Though they haven’t had chicory this year, they did get 12ha of maize planted on the milking platform and another 6.5ha on the support area. The maize was aimed at feeding the cows through April and May to set them up for winter and calving. But the drought forced them to feed the cows standing maize for 10 straight days until the rain got the grass growing ahead of them.

In the past they have planted 12ha of fodder beet on the milking platform to transition the cows at 5kg/cow/day with grass before wintering them on fodder beet at the leased block.

Fodder beet delivered “fantastic” crops up to 35t/ha when they first planted it seven years ago, but the rhizoctonia or root rot which is caused by air-borne fungi has followed the crop around the block and they have run out of paddocks to grow it well. Instead, they plant maize which Robert says is not as good as fodder beet but is “pretty bullet proof” and produces 20 to 22t/ha. When they put it into the system in autumn, they can usually have the cows at their calving condition score by May 31.
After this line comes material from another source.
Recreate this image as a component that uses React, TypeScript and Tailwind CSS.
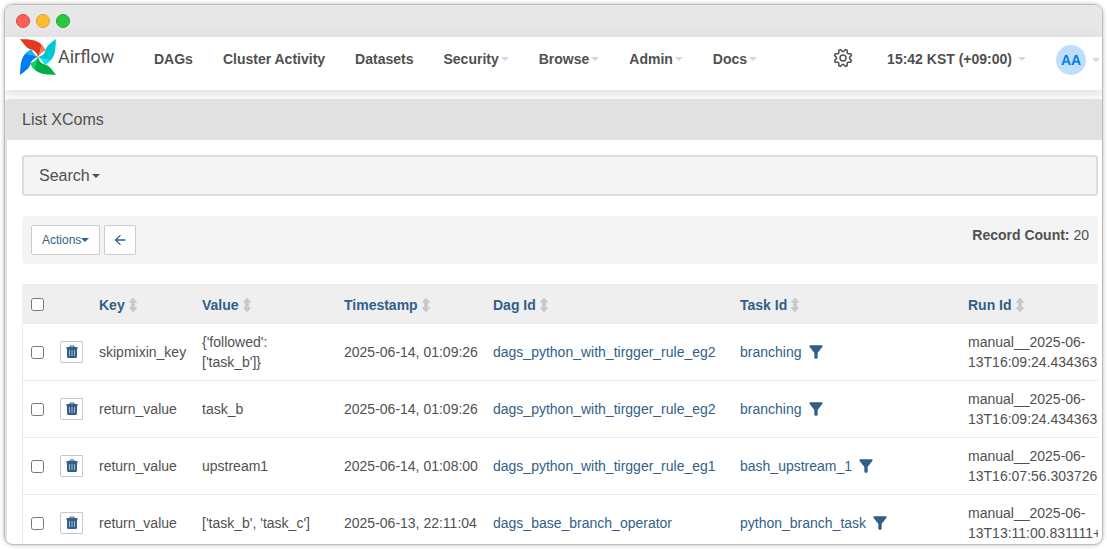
import { MdArrowBack, MdFilterAlt } from "react-icons/md";

const menu = [
  { name: "DAGs", caret: false },
  { name: "Cluster Activity", caret: false },
  { name: "Datasets", caret: false },
  { name: "Security", caret: true },
  { name: "Browse", caret: true },
  { name: "Admin", caret: true },
  { name: "Docs", caret: true },
];

const columns = ["Key", "Value", "Timestamp", "Dag Id", "Task Id", "Run Id"];

const rows = [
  {
    key: "skipmixin_key",
    value: "{'followed': ['task_b']}",
    timestamp: "2025-06-14, 01:09:26",
    dag: "dags_python_with_tirgger_rule_eg2",
    task: "branching",
    run: "manual__2025-06-13T16:09:24.434363+00:00",
  },
  {
    key: "return_value",
    value: "task_b",
    timestamp: "2025-06-14, 01:09:26",
    dag: "dags_python_with_tirgger_rule_eg2",
    task: "branching",
    run: "manual__2025-06-13T16:09:24.434363+00:00",
  },
  {
    key: "return_value",
    value: "upstream1",
    timestamp: "2025-06-14, 01:08:00",
    dag: "dags_python_with_tirgger_rule_eg1",
    task: "bash_upstream_1",
    run: "manual__2025-06-13T16:07:56.303726+00:00",
  },
  {
    key: "return_value",
    value: "['task_b', 'task_c']",
    timestamp: "2025-06-13, 22:11:04",
    dag: "dags_base_branch_operator",
    task: "python_branch_task",
    run: "manual__2025-06-13T13:11:00.831111+00:00",
  },
];

// one blade per quarter turn, starting with the top left one
const blades = [
  { angle: 0, dark: "#e43921", light: "#ff7557" },
  { angle: 90, dark: "#00c7d4", light: "#11e1ee" },
  { angle: 180, dark: "#00ad46", light: "#04d659" },
  { angle: 270, dark: "#017cee", light: "#0cb6ff" },
];

function Caret({ className }: { className: string }) {
  return (
    <svg viewBox="0 0 8 4" className={`h-1 w-2 shrink-0 ${className}`} fill="currentColor">
      <path d="M0 0h8L4 4z" />
    </svg>
  );
}

function Pinwheel() {
  return (
    <svg viewBox="0 0 36 36" className="h-9 w-9 shrink-0">
      {blades.map((blade) => (
        <g key={blade.angle} transform={`rotate(${blade.angle} 18 18)`}>
          <path d="M18 18C17 14 15 11.500 11 10.500C7 9.500 4 5.500 0 0C9 .5 16 .5 21 5C21.500 9 20 14 18 18z" fill={blade.dark} />
          <path d="M21 5C23 6.500 25 9 25.500 11.500C22 13 20 15 18 18C20 14 21.500 9 21 5z" fill={blade.light} />
        </g>
      ))}
    </svg>
  );
}

function Gear() {
  const points = Array.from({ length: 32 }, (_, i) => {
    const angle = ((i + 0.5) * Math.PI) / 16;
    const radius = i % 4 === 1 || i % 4 === 2 ? 8.8 : 6.6;
    return `${10 + radius * Math.sin(angle)},${10 - radius * Math.cos(angle)}`;
  }).join(" ");
  return (
    <svg viewBox="0 0 20 20" className="h-5 w-5" fill="none" stroke="currentColor" strokeWidth="1.5" strokeLinejoin="round">
      <polygon points={points} />
      <circle cx="10" cy="10" r="3" />
    </svg>
  );
}

function Trash() {
  return (
    <svg viewBox="0 0 12 14" className="h-3.5 w-3">
      <path d="M4 2V1h4v1" fill="none" stroke="currentColor" />
      <path d="M.5 2h11v2H.5zM1 4h10v7.500q0 1.500-1.500 1.500h-7Q1 13 1 11.500z" fill="currentColor" />
      <path d="M3.500 5v6M6 5v6M8.500 5v6" stroke="#c3d1de" strokeWidth="0.800" />
    </svg>
  );
}

function SortArrows() {
  return (
    <svg viewBox="0 0 8 14" className="h-3.5 w-2" fill="#c8c8c8">
      <path d="M4 0l4 4.500H5.500v5H8L4 14 0 9.500h2.500v-5H0z" stroke="#c8c8c8" strokeWidth="0.600" />
    </svg>
  );
}

export default function App() {
  return (
    <div className="h-screen bg-white p-[5px] font-['Liberation_Sans',Arial,sans-serif] text-sm leading-5 text-[#51504f]">
      <div className="flex h-full flex-col overflow-hidden rounded-lg bg-white shadow-[0_0_0_1px_#bdbdbd,0_0_4px_1px_#bbbbbb]">
        <div className="flex h-8 shrink-0 items-center gap-1.5 bg-[#e7e7e7] px-[11px]">
          <span className="size-3.5 rounded-full border border-[#e0443e] bg-[#ff5f57]" />
          <span className="size-3.5 rounded-full border border-[#dea123] bg-[#febc2e]" />
          <span className="size-3.5 rounded-full border border-[#1aab29] bg-[#28c840]" />
        </div>

        <nav className="relative flex h-[53px] shrink-0 items-start bg-white pl-[15px] font-bold shadow-[0_2px_12px_1px_#d8d8d8]">
          <a href="#" className="mr-[25px] flex items-center gap-0.5 pt-0.5">
            <Pinwheel />
            <span className="w-14 font-['Roboto',sans-serif] text-lg leading-5 font-normal">Airflow</span>
          </a>
          <ul className="flex pt-3">
            {menu.map((item) => (
              <li key={item.name}>
                <a href="#" className="flex items-center gap-0.5 px-[15px] whitespace-nowrap">
                  {item.name}
                  {item.caret && <Caret className="text-[#e0cfe2]" />}
                </a>
              </li>
            ))}
          </ul>
          <div className="ml-auto flex items-start">
            <a href="#" aria-label="Settings" className="mr-[34px] pt-[11px]">
              <Gear />
            </a>
            <button className="mr-[30px] flex items-center gap-1.5 pt-3 whitespace-nowrap">
              15:42 KST (+09:00)
              <Caret className="text-[#e0cfe2]" />
            </button>
            <button className="mr-0.5 flex items-center gap-1.5 pt-2">
              <span className="flex size-[30px] items-center justify-center rounded-full bg-[#bfdefb] text-[#017cee]">AA</span>
              <Caret className="text-[#e0cfe2]" />
            </button>
          </div>
        </nav>

        <main className="mt-[9px] min-h-0 flex-1 overflow-hidden rounded-tl border-l-2 border-[#e1e1e1]">
          <h1 className="h-[41px] bg-[#e1e1e1] pl-[15px] text-base leading-[41px]">List XComs</h1>
          <div className="pt-[15px] pr-1 pl-[15px]">
            <button className="flex h-[41px] w-full items-center gap-0.5 rounded-[3px] border-2 border-[#dcdcdc] bg-[#f4f4f4] pl-[15px] text-base">
              Search
              <Caret className="text-[#51504f]" />
            </button>

            <div className="mt-5 flex h-12 items-start justify-between rounded bg-[#f4f4f4] px-[9px] pt-[9px]">
              <div className="flex gap-1 text-[#315f89]">
                <button className="flex h-[30px] items-center rounded-xs border border-[#cccccc] bg-white px-2.5 text-xs">
                  Actions
                  <Caret className="" />
                </button>
                <button aria-label="Back" className="flex h-[30px] w-8 items-center justify-center rounded-xs border border-[#cccccc] bg-white">
                  <MdArrowBack size={16} />
                </button>
              </div>
              <p>
                <strong>Record Count:</strong> 20
              </p>
            </div>

            <div className="mt-5 overflow-hidden">
              <table className="w-full min-w-[1138px] table-fixed border-separate border-spacing-0 text-left">
                <colgroup>
                  <col className="w-[30px]" />
                  <col className="w-[39px]" />
                  <col className="w-[103px]" />
                  <col className="w-[142px]" />
                  <col className="w-[149px]" />
                  <col className="w-[247px]" />
                  <col className="w-[228px]" />
                  <col />
                </colgroup>
                <thead>
                  <tr className="h-10 bg-[#efefef] text-[#315f89]">
                    <th className="pl-[9px]">
                      <input type="checkbox" aria-label="Select all" className="block size-[13px]" />
                    </th>
                    <th />
                    {columns.map((column) => (
                      <th key={column} className="px-2 pt-0.5">
                        <a href="#" className="flex items-center gap-1">
                          {column}
                          <SortArrows />
                        </a>
                      </th>
                    ))}
                  </tr>
                </thead>
                <tbody>
                  {rows.map((row, i) => (
                    <tr key={i} className="h-[57px] *:border-b *:border-[#ebebeb]">
                      <td className="border-l pl-2">
                        <input type="checkbox" aria-label={`Select ${row.key}`} className="block size-[13px]" />
                      </td>
                      <td className="px-2">
                        <button aria-label="Delete" className="flex h-[22px] w-[23px] items-center justify-center rounded-l-xs border border-[#c8c8c8] text-[#315f89]">
                          <Trash />
                        </button>
                      </td>
                      <td className="px-2">{row.key}</td>
                      <td className="px-2">{row.value}</td>
                      <td className="pl-2 whitespace-nowrap">{row.timestamp}</td>
                      <td className="px-2 text-[#315f89]">
                        <a href="#">{row.dag}</a>
                      </td>
                      <td className="px-2 text-[#315f89]">
                        <span className="flex items-center gap-1">
                          <a href="#">{row.task}</a>
                          <a href="#" aria-label={`Filter by ${row.task}`}>
                            <MdFilterAlt size={20} />
                          </a>
                        </span>
                      </td>
                      <td className="px-2">{row.run}</td>
                    </tr>
                  ))}
                </tbody>
              </table>
            </div>
          </div>
        </main>
      </div>
    </div>
  );
}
Plus, Ollie says the cows’ health is better in spring in the absence of fodder beet, with less milk fever and fewer retained foetal membranes.

In a typical year, chicory has provided good summer feed as long as they can get it into the ground on time. Ollie says chicory is far more flexible to graze compared to turnips with a fixed date to graze 70 to 100 days after planting. They also use chicory to slow the round up and can graze it by Christmas which is earlier than maize. It usually plays a big part in keeping the main herd on twice-a-day milking through to May. This season, without chicory and less grass, they put the herd on to 10 in seven milkings at Christmas on the advice of their FarmWise consultant, Brent Boyce, and didn’t lose much production.

They are now targeting 316,000kg MS for the season, which is down on their budgeted 325,000kg MS. Robert says they have incurred far higher costs to keep production up which could not have been done without the high payout. When they initially began buying more feed to put into the system, they thought it would only be needed for a short period and the alternative was underfeeding the cows.

“If we knew in advance of the payout and how long we would be short of feed, we would’ve fed more! It’s a balancing act of fully feeding stock and not over-spending.”

Changes are now afoot for the Haldanes’ farming operation as they have sold the support block to buy an 87ha neighbouring dairy farm. It was not a planned expansion, but the chance to buy neighbouring land was too good to miss. It will suit their goal of becoming a self-contained dairy operation, especially with winter grazing becoming harder to source and freight costs to cart cows elsewhere escalating. This winter they will have standing grass on the new dairy farm, plus grazing on the sold runoff still, so are feeling a lot better about setting the herd up for next season.

Bringing the new farm into the operation will also give them scale for options. The plan is to add 60ha of the farm to their milking platform and lift cow numbers to 950 which will be divided into a 650-cow herd milking TAD and a 300-cow herd on OAD.

It will give them more cropping and regrassing options. Plus, they will be able to retire the steeper land at the back of their farm from the milk platform and use it solely for dairy replacements. Some will go into pine trees to harvest and provide carbon credits which will be useful going forward.

By adding scale and options, Robert hopes they will be able to lift per cow production higher than the 400kg MS/cow they are producing now. In the medium term, their goal is to make a good profit and reduce debt.